━━━━━ STORED DATA

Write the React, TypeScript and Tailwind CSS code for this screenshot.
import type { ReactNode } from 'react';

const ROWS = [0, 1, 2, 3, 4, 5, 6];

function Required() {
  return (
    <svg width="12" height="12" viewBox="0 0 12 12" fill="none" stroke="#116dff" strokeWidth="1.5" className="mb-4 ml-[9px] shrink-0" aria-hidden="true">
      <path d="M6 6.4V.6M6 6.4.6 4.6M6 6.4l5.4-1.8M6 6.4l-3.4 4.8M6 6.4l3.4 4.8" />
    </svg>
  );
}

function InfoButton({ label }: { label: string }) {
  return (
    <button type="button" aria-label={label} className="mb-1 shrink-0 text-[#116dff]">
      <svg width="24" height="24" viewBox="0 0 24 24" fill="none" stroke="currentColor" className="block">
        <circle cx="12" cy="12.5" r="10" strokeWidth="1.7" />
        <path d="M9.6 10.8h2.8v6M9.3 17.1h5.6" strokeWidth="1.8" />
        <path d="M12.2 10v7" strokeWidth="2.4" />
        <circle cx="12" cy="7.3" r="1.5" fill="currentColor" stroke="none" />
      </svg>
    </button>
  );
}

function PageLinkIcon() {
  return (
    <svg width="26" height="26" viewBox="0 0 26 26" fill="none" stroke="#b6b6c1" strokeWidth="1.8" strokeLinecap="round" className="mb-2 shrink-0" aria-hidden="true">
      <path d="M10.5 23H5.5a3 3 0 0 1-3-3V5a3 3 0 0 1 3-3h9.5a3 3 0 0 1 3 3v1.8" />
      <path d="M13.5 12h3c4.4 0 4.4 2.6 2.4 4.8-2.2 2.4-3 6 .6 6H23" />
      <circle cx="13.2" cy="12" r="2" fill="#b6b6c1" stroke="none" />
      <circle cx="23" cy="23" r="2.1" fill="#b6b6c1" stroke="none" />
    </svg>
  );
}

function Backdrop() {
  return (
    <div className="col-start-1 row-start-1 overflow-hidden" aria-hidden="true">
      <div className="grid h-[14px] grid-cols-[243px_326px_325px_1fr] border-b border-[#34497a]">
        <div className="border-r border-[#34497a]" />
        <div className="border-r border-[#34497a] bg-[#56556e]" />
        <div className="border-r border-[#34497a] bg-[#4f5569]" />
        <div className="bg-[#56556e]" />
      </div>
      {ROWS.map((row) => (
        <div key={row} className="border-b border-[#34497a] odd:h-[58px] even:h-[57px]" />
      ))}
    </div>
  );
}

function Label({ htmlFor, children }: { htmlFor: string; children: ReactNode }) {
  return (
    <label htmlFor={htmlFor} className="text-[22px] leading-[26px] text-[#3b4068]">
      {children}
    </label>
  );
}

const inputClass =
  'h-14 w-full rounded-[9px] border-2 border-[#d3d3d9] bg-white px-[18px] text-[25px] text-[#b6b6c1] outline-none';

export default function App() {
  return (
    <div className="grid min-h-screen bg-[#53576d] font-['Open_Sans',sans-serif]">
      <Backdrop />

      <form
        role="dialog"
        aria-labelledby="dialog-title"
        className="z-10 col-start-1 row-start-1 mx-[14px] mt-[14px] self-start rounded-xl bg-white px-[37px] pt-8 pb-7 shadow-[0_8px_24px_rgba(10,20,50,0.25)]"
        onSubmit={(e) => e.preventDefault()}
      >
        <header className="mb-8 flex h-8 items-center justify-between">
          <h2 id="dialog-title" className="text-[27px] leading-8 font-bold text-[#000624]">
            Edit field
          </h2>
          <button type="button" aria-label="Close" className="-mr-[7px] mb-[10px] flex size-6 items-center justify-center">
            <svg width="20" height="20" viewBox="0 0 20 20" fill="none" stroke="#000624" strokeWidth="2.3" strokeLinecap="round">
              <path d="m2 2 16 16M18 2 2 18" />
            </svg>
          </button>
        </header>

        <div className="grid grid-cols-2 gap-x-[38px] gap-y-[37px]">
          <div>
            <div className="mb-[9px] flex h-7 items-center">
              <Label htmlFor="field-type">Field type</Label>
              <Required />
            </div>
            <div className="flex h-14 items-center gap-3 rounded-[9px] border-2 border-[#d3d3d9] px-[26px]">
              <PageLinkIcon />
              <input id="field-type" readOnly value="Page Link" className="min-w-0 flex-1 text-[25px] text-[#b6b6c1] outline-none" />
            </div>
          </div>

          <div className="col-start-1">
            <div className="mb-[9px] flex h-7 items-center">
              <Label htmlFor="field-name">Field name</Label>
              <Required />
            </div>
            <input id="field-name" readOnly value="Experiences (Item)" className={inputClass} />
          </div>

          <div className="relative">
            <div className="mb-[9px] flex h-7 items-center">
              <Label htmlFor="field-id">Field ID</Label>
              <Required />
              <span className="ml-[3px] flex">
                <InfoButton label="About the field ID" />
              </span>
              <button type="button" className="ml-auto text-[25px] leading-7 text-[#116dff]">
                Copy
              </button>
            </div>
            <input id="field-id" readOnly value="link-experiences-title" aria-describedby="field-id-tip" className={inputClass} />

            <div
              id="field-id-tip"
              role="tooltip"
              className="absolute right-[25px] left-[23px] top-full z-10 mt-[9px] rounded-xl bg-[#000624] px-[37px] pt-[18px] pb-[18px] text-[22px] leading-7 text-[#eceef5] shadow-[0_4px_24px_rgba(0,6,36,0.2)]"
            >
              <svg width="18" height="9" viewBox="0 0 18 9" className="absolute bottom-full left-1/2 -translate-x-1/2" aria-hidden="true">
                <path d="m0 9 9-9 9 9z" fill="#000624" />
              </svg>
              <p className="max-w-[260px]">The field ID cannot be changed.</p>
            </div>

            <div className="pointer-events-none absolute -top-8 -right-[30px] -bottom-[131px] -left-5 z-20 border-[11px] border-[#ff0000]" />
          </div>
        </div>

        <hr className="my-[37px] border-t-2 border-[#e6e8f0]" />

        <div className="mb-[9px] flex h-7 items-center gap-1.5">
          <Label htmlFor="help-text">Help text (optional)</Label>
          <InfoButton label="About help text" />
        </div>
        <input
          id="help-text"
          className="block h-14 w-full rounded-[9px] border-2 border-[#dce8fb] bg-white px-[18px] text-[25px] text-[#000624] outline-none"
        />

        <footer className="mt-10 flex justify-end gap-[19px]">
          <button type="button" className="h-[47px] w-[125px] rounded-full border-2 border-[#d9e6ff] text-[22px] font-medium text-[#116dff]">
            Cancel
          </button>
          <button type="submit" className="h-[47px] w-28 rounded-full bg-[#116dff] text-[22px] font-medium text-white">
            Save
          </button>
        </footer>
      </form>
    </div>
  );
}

━━━━━━━━━━

Print all of the data exactly as it was given.

SOLUTION TO THIS PROBLEM =>
Write the React, TypeScript and Tailwind CSS code for this screenshot.
import type { ReactNode } from 'react';

const ROWS = [0, 1, 2, 3, 4, 5, 6];

function Required() {
  return (
    <svg width="12" height="12" viewBox="0 0 12 12" fill="none" stroke="#116dff" strokeWidth="1.5" className="mb-4 ml-[9px] shrink-0" aria-hidden="true">
      <path d="M6 6.4V.6M6 6.4.6 4.6M6 6.4l5.4-1.8M6 6.4l-3.4 4.8M6 6.4l3.4 4.8" />
    </svg>
  );
}

function InfoButton({ label }: { label: string }) {
  return (
    <button type="button" aria-label={label} className="mb-1 shrink-0 text-[#116dff]">
      <svg width="24" height="24" viewBox="0 0 24 24" fill="none" stroke="currentColor" className="block">
        <circle cx="12" cy="12.5" r="10" strokeWidth="1.7" />
        <path d="M9.6 10.8h2.8v6M9.3 17.1h5.6" strokeWidth="1.8" />
        <path d="M12.2 10v7" strokeWidth="2.4" />
        <circle cx="12" cy="7.3" r="1.5" fill="currentColor" stroke="none" />
      </svg>
    </button>
  );
}

function PageLinkIcon() {
  return (
    <svg width="26" height="26" viewBox="0 0 26 26" fill="none" stroke="#b6b6c1" strokeWidth="1.8" strokeLinecap="round" className="mb-2 shrink-0" aria-hidden="true">
      <path d="M10.5 23H5.5a3 3 0 0 1-3-3V5a3 3 0 0 1 3-3h9.5a3 3 0 0 1 3 3v1.8" />
      <path d="M13.5 12h3c4.4 0 4.4 2.6 2.4 4.8-2.2 2.4-3 6 .6 6H23" />
      <circle cx="13.2" cy="12" r="2" fill="#b6b6c1" stroke="none" />
      <circle cx="23" cy="23" r="2.1" fill="#b6b6c1" stroke="none" />
    </svg>
  );
}

function Backdrop() {
  return (
    <div className="col-start-1 row-start-1 overflow-hidden" aria-hidden="true">
      <div className="grid h-[14px] grid-cols-[243px_326px_325px_1fr] border-b border-[#34497a]">
        <div className="border-r border-[#34497a]" />
        <div className="border-r border-[#34497a] bg-[#56556e]" />
        <div className="border-r border-[#34497a] bg-[#4f5569]" />
        <div className="bg-[#56556e]" />
      </div>
      {ROWS.map((row) => (
        <div key={row} className="border-b border-[#34497a] odd:h-[58px] even:h-[57px]" />
      ))}
    </div>
  );
}

function Label({ htmlFor, children }: { htmlFor: string; children: ReactNode }) {
  return (
    <label htmlFor={htmlFor} className="text-[22px] leading-[26px] text-[#3b4068]">
      {children}
    </label>
  );
}

const inputClass =
  'h-14 w-full rounded-[9px] border-2 border-[#d3d3d9] bg-white px-[18px] text-[25px] text-[#b6b6c1] outline-none';

export default function App() {
  return (
    <div className="grid min-h-screen bg-[#53576d] font-['Open_Sans',sans-serif]">
      <Backdrop />

      <form
        role="dialog"
        aria-labelledby="dialog-title"
        className="z-10 col-start-1 row-start-1 mx-[14px] mt-[14px] self-start rounded-xl bg-white px-[37px] pt-8 pb-7 shadow-[0_8px_24px_rgba(10,20,50,0.25)]"
        onSubmit={(e) => e.preventDefault()}
      >
        <header className="mb-8 flex h-8 items-center justify-between">
          <h2 id="dialog-title" className="text-[27px] leading-8 font-bold text-[#000624]">
            Edit field
          </h2>
          <button type="button" aria-label="Close" className="-mr-[7px] mb-[10px] flex size-6 items-center justify-center">
            <svg width="20" height="20" viewBox="0 0 20 20" fill="none" stroke="#000624" strokeWidth="2.3" strokeLinecap="round">
              <path d="m2 2 16 16M18 2 2 18" />
            </svg>
          </button>
        </header>

        <div className="grid grid-cols-2 gap-x-[38px] gap-y-[37px]">
          <div>
            <div className="mb-[9px] flex h-7 items-center">
              <Label htmlFor="field-type">Field type</Label>
              <Required />
            </div>
            <div className="flex h-14 items-center gap-3 rounded-[9px] border-2 border-[#d3d3d9] px-[26px]">
              <PageLinkIcon />
              <input id="field-type" readOnly value="Page Link" className="min-w-0 flex-1 text-[25px] text-[#b6b6c1] outline-none" />
            </div>
          </div>

          <div className="col-start-1">
            <div className="mb-[9px] flex h-7 items-center">
              <Label htmlFor="field-name">Field name</Label>
              <Required />
            </div>
            <input id="field-name" readOnly value="Experiences (Item)" className={inputClass} />
          </div>

          <div className="relative">
            <div className="mb-[9px] flex h-7 items-center">
              <Label htmlFor="field-id">Field ID</Label>
              <Required />
              <span className="ml-[3px] flex">
                <InfoButton label="About the field ID" />
              </span>
              <button type="button" className="ml-auto text-[25px] leading-7 text-[#116dff]">
                Copy
              </button>
            </div>
            <input id="field-id" readOnly value="link-experiences-title" aria-describedby="field-id-tip" className={inputClass} />

            <div
              id="field-id-tip"
              role="tooltip"
              className="absolute right-[25px] left-[23px] top-full z-10 mt-[9px] rounded-xl bg-[#000624] px-[37px] pt-[18px] pb-[18px] text-[22px] leading-7 text-[#eceef5] shadow-[0_4px_24px_rgba(0,6,36,0.2)]"
            >
              <svg width="18" height="9" viewBox="0 0 18 9" className="absolute bottom-full left-1/2 -translate-x-1/2" aria-hidden="true">
                <path d="m0 9 9-9 9 9z" fill="#000624" />
              </svg>
              <p className="max-w-[260px]">The field ID cannot be changed.</p>
            </div>

            <div className="pointer-events-none absolute -top-8 -right-[30px] -bottom-[131px] -left-5 z-20 border-[11px] border-[#ff0000]" />
          </div>
        </div>

        <hr className="my-[37px] border-t-2 border-[#e6e8f0]" />

        <div className="mb-[9px] flex h-7 items-center gap-1.5">
          <Label htmlFor="help-text">Help text (optional)</Label>
          <InfoButton label="About help text" />
        </div>
        <input
          id="help-text"
          className="block h-14 w-full rounded-[9px] border-2 border-[#dce8fb] bg-white px-[18px] text-[25px] text-[#000624] outline-none"
        />

        <footer className="mt-10 flex justify-end gap-[19px]">
          <button type="button" className="h-[47px] w-[125px] rounded-full border-2 border-[#d9e6ff] text-[22px] font-medium text-[#116dff]">
            Cancel
          </button>
          <button type="submit" className="h-[47px] w-28 rounded-full bg-[#116dff] text-[22px] font-medium text-white">
            Save
          </button>
        </footer>
      </form>
    </div>
  );
}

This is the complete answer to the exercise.